Nous avons eu si longtemps la fâcheuse habitude de circuler dans les rues sans nous soucier de prendre notre droite plutôt que notre gauche ;

nous avons, depuis tant de générations, joui du plaisir ineffable de nous cogner le nez contre les gens qui allaient en sens inverse, qu'il nous est à tous assez pénible de nous plier au nouveau règlement qui enjoint aux piétons de circuler sur le trottoir de droite.

 

Il nous arrive à tous d'admirer l'ordre qui règne dans nos grandes artères lorsque chacun prend rigoureusement sa droite… et il arrive à chacun de nous de prendre encore, de temps à autre, le trottoir de gauche par distraction.

 

À tout péché miséricorde.

La garde qui veille, tant à la sécurité de la circulation qu'à l'observation des règlements, ne nous fait pas grief de nos absences de mémoire.

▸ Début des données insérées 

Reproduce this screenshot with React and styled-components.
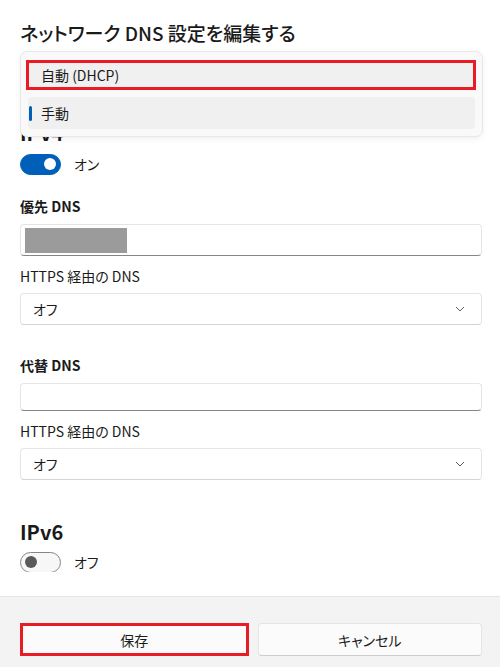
import React from "react";
import styled, { createGlobalStyle } from "styled-components";

const GlobalStyle = createGlobalStyle`
  html, body {
    margin: 0;
    padding: 0;
    background: #ffffff;
  }
  body {
    font-family: "Noto Sans CJK JP", "Noto Sans", sans-serif;
    font-feature-settings: "palt";
    color: #1b1b1b;
  }
  * {
    box-sizing: border-box;
  }
`;

export default function App() {
  return (
    <>
      <GlobalStyle />
      <Dialog>
        <Body>
          <Title>ネットワーク DNS 設定を編集する</Title>
          {/* combobox sits under the open menu */}
          <Select $top={9} />

          <Menu>
            <MenuItem $marked>自動 (DHCP)</MenuItem>
            <MenuItem $selected>
              <Indicator />
              手動
            </MenuItem>
          </Menu>

          <Heading $top={31}>IPv4</Heading>
          <ToggleRow $top={7}>
            <Toggle $on>
              <Knob $on />
            </Toggle>
            <ToggleText>オン</ToggleText>
          </ToggleRow>

          <FieldLabel $top={22}>優先 DNS</FieldLabel>
          <Input>
            <Redacted />
          </Input>
          <SubLabel>HTTPS 経由の DNS</SubLabel>
          <Select $top={7}>
            <SelectText>オフ</SelectText>
            <Chevron />
          </Select>

          <FieldLabel $top={30}>代替 DNS</FieldLabel>
          <Input />
          <SubLabel>HTTPS 経由の DNS</SubLabel>
          <Select $top={7}>
            <SelectText>オフ</SelectText>
            <Chevron />
          </Select>

          <Heading $top={38}>IPv6</Heading>
          <ToggleRow $top={6}>
            <Toggle>
              <Knob />
            </Toggle>
            <ToggleText>オフ</ToggleText>
          </ToggleRow>
        </Body>

        <Footer>
          <Button $marked>保存</Button>
          <Button>キャンセル</Button>
        </Footer>
      </Dialog>
    </>
  );
}

function Chevron() {
  return (
    <ChevronIcon width="10" height="6" viewBox="0 0 10 6">
      <path d="M1 1 L5 5 L9 1" fill="none" stroke="#5f5f5f" strokeWidth="1" />
    </ChevronIcon>
  );
}

const Dialog = styled.div`
  display: flex;
  flex-direction: column;
  height: 667px;
  background: #ffffff;
`;

const Body = styled.div`
  position: relative;
  flex: none;
  height: 572px;
  overflow: hidden;
  padding: 19px 18px 0 20px;
  display: flex;
  flex-direction: column;
`;

const Title = styled.h1`
  margin: 0;
  font-size: 19px;
  line-height: 28px;
  font-weight: 500;
  color: #1a1a1a;
`;

const Heading = styled.h2`
  margin: ${({ $top }) => $top}px 0 0;
  font-size: 20px;
  line-height: 28px;
  font-weight: 700;
  color: #1a1a1a;
`;

const Menu = styled.div`
  position: absolute;
  top: 51px;
  left: 20px;
  width: 463px;
  height: 86px;
  padding: 8px 6px 7px 5px;
  display: flex;
  flex-direction: column;
  background: #f9f9f9;
  border: 1px solid #e8e8e8;
  border-radius: 7px;
  box-shadow: 0 2px 6px rgba(0, 0, 0, 0.06);
  z-index: 2;
`;

const MenuItem = styled.div`
  position: relative;
  display: flex;
  align-items: center;
  height: ${({ $marked }) => ($marked ? 31 : 33)}px;
  margin: ${({ $selected }) => ($selected ? "7px 1px 0 2px" : "0")};
  padding-left: ${({ $marked }) => ($marked ? 12 : 13)}px;
  font-size: 14px;
  color: #1b1b1b;
  background: ${({ $marked, $selected }) =>
    $marked || $selected ? "#f0f0f0" : "transparent"};
  border: ${({ $marked }) => ($marked ? "3px solid #e81c25" : "none")};
  border-radius: ${({ $marked }) => ($marked ? 0 : 4)}px;
`;

const Indicator = styled.span`
  position: absolute;
  left: 1px;
  top: 9px;
  width: 3px;
  height: 15px;
  border-radius: 2px;
  background: #005fb8;
`;

const ToggleRow = styled.div`
  display: flex;
  align-items: center;
  gap: 13px;
  margin-top: ${({ $top }) => $top}px;
  height: 20px;
`;

const Toggle = styled.div`
  display: flex;
  align-items: center;
  justify-content: ${({ $on }) => ($on ? "flex-end" : "flex-start")};
  width: 41px;
  height: 21px;
  padding: 0 4px;
  border-radius: 11px;
  background: ${({ $on }) => ($on ? "#005fb8" : "#f7f7f7")};
  border: 1px solid ${({ $on }) => ($on ? "#005fb8" : "#858585")};
`;

const Knob = styled.span`
  width: 12px;
  height: 12px;
  border-radius: 50%;
  background: ${({ $on }) => ($on ? "#ffffff" : "#5a5a5a")};
`;

const ToggleText = styled.span`
  font-size: 14px;
  line-height: 20px;
  color: #1b1b1b;
`;

const FieldLabel = styled.div`
  margin-top: ${({ $top }) => $top}px;
  font-size: 14px;
  line-height: 20px;
  font-weight: 700;
  color: #1a1a1a;
`;

const SubLabel = styled.div`
  margin-top: 10px;
  font-size: 14px;
  line-height: 20px;
  color: #1b1b1b;
`;

const Input = styled.div`
  display: flex;
  align-items: flex-start;
  margin-top: 8px;
  height: 32px;
  padding: 3px 4px;
  background: #ffffff;
  border: 1px solid #e5e5e5;
  border-bottom: 1px solid #868686;
  border-radius: 4px;
`;

const Redacted = styled.div`
  width: 102px;
  height: 25px;
  background: #9b9b9b;
`;

const Select = styled.div`
  display: flex;
  align-items: center;
  justify-content: space-between;
  flex: none;
  margin-top: ${({ $top }) => $top}px;
  height: 32px;
  padding: 0 16px 0 12px;
  background: #ffffff;
  border: 1px solid #e5e5e5;
  border-bottom-color: #d4d4d4;
  border-radius: 4px;
`;

const SelectText = styled.span`
  font-size: 14px;
  color: #1b1b1b;
`;

const ChevronIcon = styled.svg`
  display: block;
`;

const Footer = styled.div`
  margin-top: auto;
  height: 71px;
  display: flex;
  gap: 9px;
  padding: 26px 18px 0 20px;
  background: #f3f3f3;
  border-top: 1px solid #e5e5e5;
`;

const Button = styled.button`
  flex: 1;
  height: 33px;
  display: flex;
  align-items: center;
  justify-content: center;
  font-family: inherit;
  font-feature-settings: "palt";
  font-size: 14px;
  color: #1b1b1b;
  background: #fbfbfb;
  border: ${({ $marked }) =>
    $marked ? "3px solid #e81c25" : "1px solid #e5e5e5"};
  border-bottom-color: ${({ $marked }) => ($marked ? "#e81c25" : "#cccccc")};
  border-radius: ${({ $marked }) => ($marked ? 0 : 4)}px;
  cursor: pointer;
`;
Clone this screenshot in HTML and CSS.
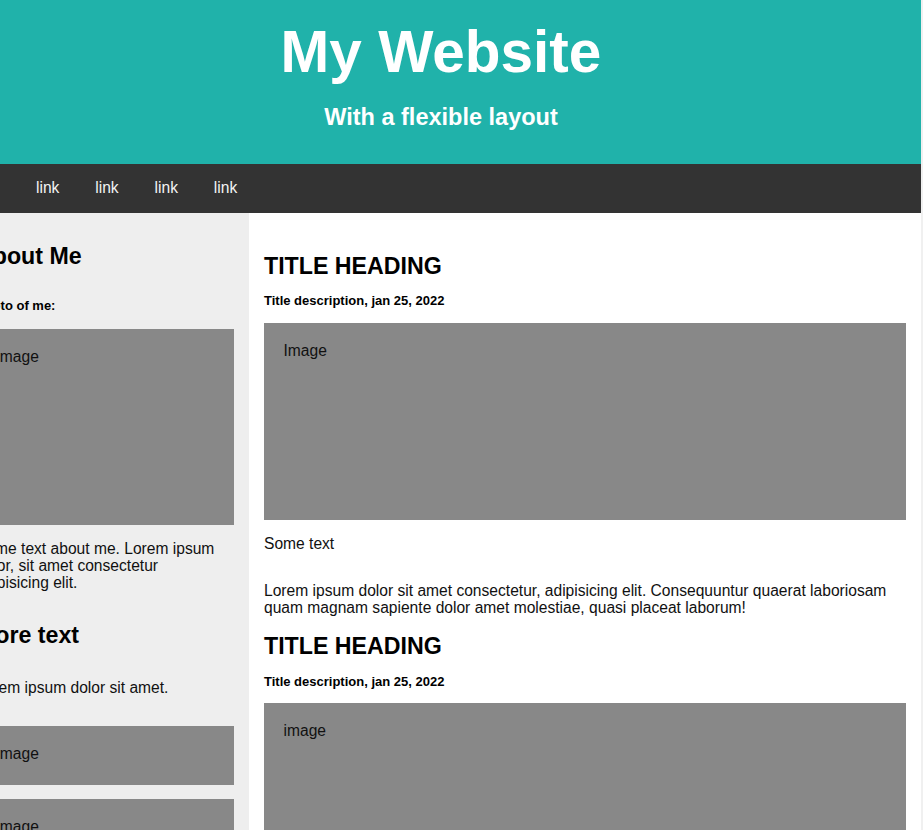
FILE: index.html
```html
<!DOCTYPE html>
<html lang="en">
<head>
<meta charset="utf-8">
<title>My Website</title>
<link rel="stylesheet" href="styles.css">
</head>
<body>
<div class="page">
  <header class="header">
    <h1 class="site-title">My Website</h1>
    <p class="tagline">With a flexible layout</p>
  </header>
  <nav class="topnav">
    <a href="#">link</a>
    <a href="#">link</a>
    <a href="#">link</a>
    <a href="#">link</a>
  </nav>
  <div class="row">
    <aside class="side">
      <h2 class="side-title">About Me</h2>
      <h5 class="side-sub">Photo of me:</h5>
      <div class="fakeimg side-photo">Image</div>
      <p class="side-text">Some text about me. Lorem ipsum dolor, sit amet consectetur adipisicing elit.</p>
      <h3 class="side-title2">More text</h3>
      <p class="side-text2">Lorem ipsum dolor sit amet.</p>
      <div class="fakeimg small first">Image</div>
      <div class="fakeimg small">Image</div>
      <div class="fakeimg small">Image</div>
    </aside>
    <main class="main">
      <article class="card">
        <h2 class="card-title">TITLE HEADING</h2>
        <h5 class="card-sub">Title description, jan 25, 2022</h5>
        <div class="fakeimg big">Image</div>
        <p class="card-text">Some text</p>
        <p class="card-lorem">Lorem ipsum dolor sit amet consectetur, adipisicing elit. Consequuntur quaerat laboriosam quam magnam sapiente dolor amet molestiae, quasi placeat laborum!</p>
      </article>
      <article class="card second">
        <h2 class="card-title">TITLE HEADING</h2>
        <h5 class="card-sub">Title description, jan 25, 2022</h5>
        <div class="fakeimg big">image</div>
      </article>
    </main>
  </div>
</div>
</body>
</html>
```
FILE: styles.css
```css
* {
  box-sizing: border-box;
}

html {
  overflow: hidden;
}

body {
  margin: 0;
  background: #f0f0f0;
  font-family: "Liberation Sans", Arial, sans-serif;
  font-size: 15.6px;
  color: #111;
}

.page {
  width: 960px;
  margin-left: -39px;
}

/* Header */
.header {
  background: #20b2aa;
  color: #fff;
  text-align: center;
  padding: 18px 0 33px;
}

.site-title {
  margin: 0;
  font-size: 58.5px;
  font-weight: bold;
  line-height: 67px;
}

.tagline {
  margin: 18.5px 0 0;
  font-size: 23.5px;
  font-weight: bold;
  line-height: 27px;
}

/* Nav */
.topnav {
  background: #333;
  display: flex;
  padding-left: 57.05px;
}

.topnav a {
  color: #f2f2f2;
  text-decoration: none;
  font-size: 15.6px;
  line-height: 21px;
  padding: 13px 17.95px 15px;
}

/* Columns */
.row {
  display: flex;
  align-items: stretch;
}

.side {
  width: 288px;
  flex: none;
  background: #eeeeee;
  padding: 0 15px;
}

.main {
  flex: 1;
  background: #fff;
  padding: 0 15px;
  min-height: 700px;
}

.fakeimg {
  background: #888;
  padding: 19.5px;
  line-height: 18px;
  color: #111;
}

/* Sidebar */
.side-title {
  margin: 30px 0 0;
  font-size: 23.2px;
  line-height: 27px;
  color: #000;
}

.side-sub {
  margin: 28px 0 0;
  font-size: 13px;
  line-height: 15px;
  color: #000;
}

.side-photo {
  margin-top: 16px;
  height: 196px;
}

.side-text {
  margin: 15px 0 0;
  line-height: 17px;
}

.side-title2 {
  margin: 31.5px 0 0;
  font-size: 23.2px;
  line-height: 27px;
  color: #000;
}

.side-text2 {
  margin: 29.5px 0 0;
  line-height: 17px;
}

.small {
  height: 59px;
  margin-top: 14px;
}

.small.first {
  margin-top: 30px;
}

/* Main cards */
.card-title {
  margin: 40px 0 0;
  font-size: 23.2px;
  line-height: 27px;
  color: #000;
}

.second .card-title {
  margin-top: 17px;
}

.card-sub {
  margin: 13px 0 0;
  font-size: 13px;
  line-height: 15px;
  color: #000;
}

.second .card-sub {
  margin-top: 14px;
}

.big {
  margin-top: 15px;
  height: 197px;
}

.second .big {
  margin-top: 14px;
}

.card-text {
  margin: 15px 0 0;
  line-height: 18px;
}

.card-lorem {
  margin: 29px 0 0;
  line-height: 17px;
}
```
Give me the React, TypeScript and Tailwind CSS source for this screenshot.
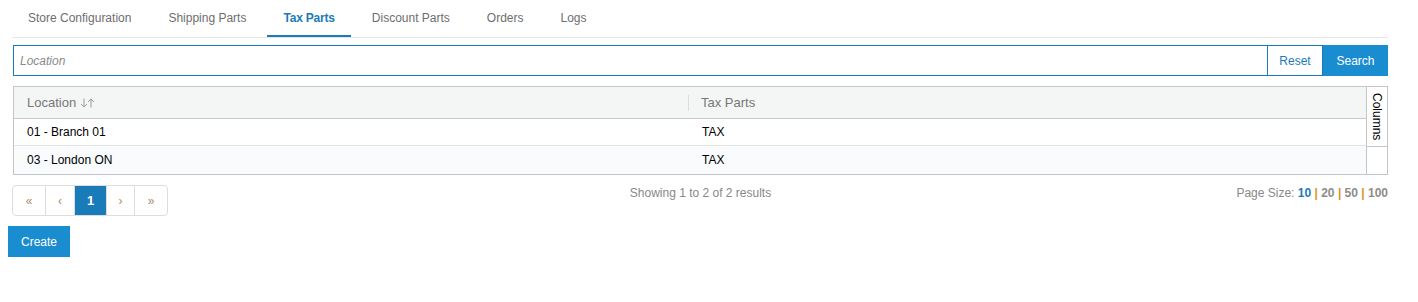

Elle se contente de nous rappeler gentiment à l'ordre et de nous inviter à suivre, sinon le droit chemin, du moins le côté droit du chemin.

 

Cette invite aimable du représentant de l'ordre ne rencontre pas toujours, hélas ! un accueil souriant chez ceux auxquels elle s'adresse.

 

Si vous voulez vous en convaincre et si le sort, bon ou mauvais, vous a fait quelques loisirs, allez donc par l'un de ces après-midi d'été, vous asseoir une petite demi-heure sur l'un des bancs qui avoisinent le monument aux morts.

 

C'est le point de la ville où la circulation est la plus Intense.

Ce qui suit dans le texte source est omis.